30.6.4 Control by Revealing Consequences

Since mathemagenic activities are labile, they tend to be responsive to environmental pressures. The incorporation of indicators of progress into the instructional stream therefore makes it more likely that these activities will be shaped into effective topographies. Two kinds of consequences of mathemagenic activities appear useful. One is essentially informative. It lets learners know if they are moving in the right directions and warns them of difficulties. The second involves consequences with hedonistic tone, for example the recognition or praise of study activities or of accomplishments. There are some suggestions in the literature (e.g., Dweck, 1986) that some learners may perceive information about their accomplishments as particularly pleasant and encouraging. Others flourish when their learning activities gain the attention of teachers or other persons. As pointed out earlier, we have observed that the effectiveness of adjunct questions can be enhanced by having them delivered (live) by a teacher-like person (Rothkopf & Bloom, 1970).

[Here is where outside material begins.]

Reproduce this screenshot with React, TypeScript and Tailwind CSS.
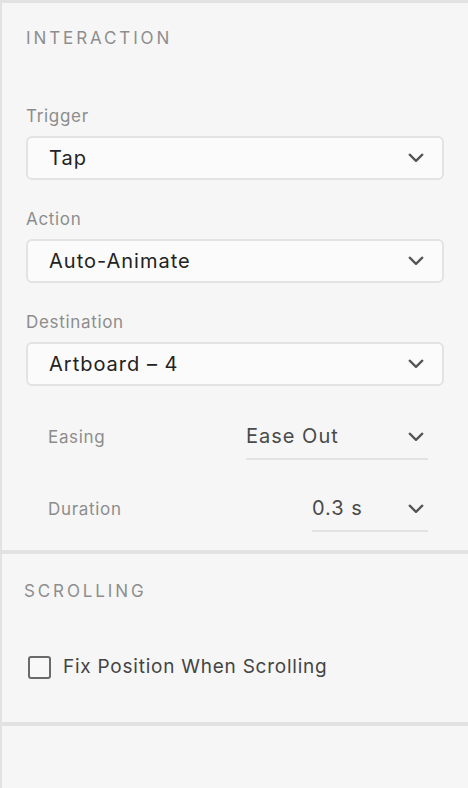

It is hardly worthwhile experimentally to evaluate the advisability of providing consequences, i.e., making the instructive environment transparent to results. Even if consequencing did not work all the time, gauges and mileage markers are usually installed without much cost, and they are unlikely to do much harm. Instructional materials that have been developed for very specific purposes ought to be transparent enough to provide learners with an accurate sense of progress. Interactive instructional systems offer many opportunities for providing consequences with which learners might evaluate their efforts.